What I found interesting was the creative process behind it. The poses, styling, and garments weren't generated by AI—they were carefully designed in collaboration with a fashion and textile designer. AI simply personalized the final result by replacing the face. I think this thoughtful balance made the experience feel much more intentional and believable. Instead of asking AI to invent everything, the artists curated the visual language first, allowing visitors to become part of that artistic vision rather than replacing it.
Meta Interactive Room
The experience was built around promoting the new Edits app, with every visitor downloading the app before entering. While the interactive installations themselves were beautifully executed, what impressed me most was the operational design.
Throughout each experience, staff members acted like personal videographers, capturing footage, suggesting shots, and editing everything into a polished one-minute Reel using the Edits app.

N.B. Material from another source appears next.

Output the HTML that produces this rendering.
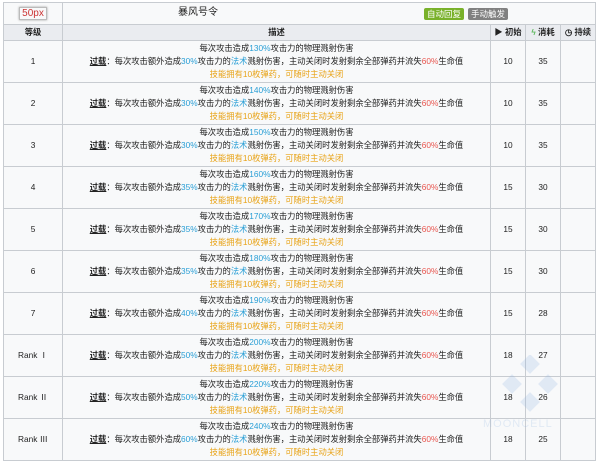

By the time visitors finished the experience, they already had a high-quality video ready to post. It brilliantly closed the loop between the immersive experience, content creation, social sharing, and product adoption. Rather than simply creating a memorable activation, Meta designed an entire workflow that naturally turned every visitor into a content creator and promoter of the product.
Reddit Deli: A Playful Experience
They Have Food
One observation the Reddit experiential creative director shared was that while most brand houses offered plenty of drinks, very few actually served food. Reddit turned that simple insight into an activation by creating a café where visitors could grab a meal. It's an incredibly simple idea, but one that perfectly addressed what people actually needed. In many ways, it reflects what makes Reddit so valuable—its strength has always been listening to real people and uncovering genuine human insights.
A Freezer for Your Head
Did you ever stick your head inside the supermarket freezer as a kid just to cool off?
With Cannes reaching scorching temperatures and everyone walking around drenched in sweat, Reddit turned that nostalgic memory into a playful activation. They built a giant walk-in freezer where visitors could cool down by sticking their heads inside. Next to it were free e.l.f. sunscreen sticks, and inside the freezer were boxes filled with discarded ideas from the creative director during the development of Reddit's Brand House.
I have to admit—it felt incredibly refreshing.
Community Discovery On the Wall
Another detail I really liked was the interactive pixel-art wall. The wall was covered with dozens of pixelated icons representing different Reddit communities. Visitors could simply tap any icon with their phone (using NFC) to instantly open one of Reddit's most active communities and see what people were discussing in real time. It was a playful and intuitive way to transform Reddit's digital communities into a physical, explorable experience.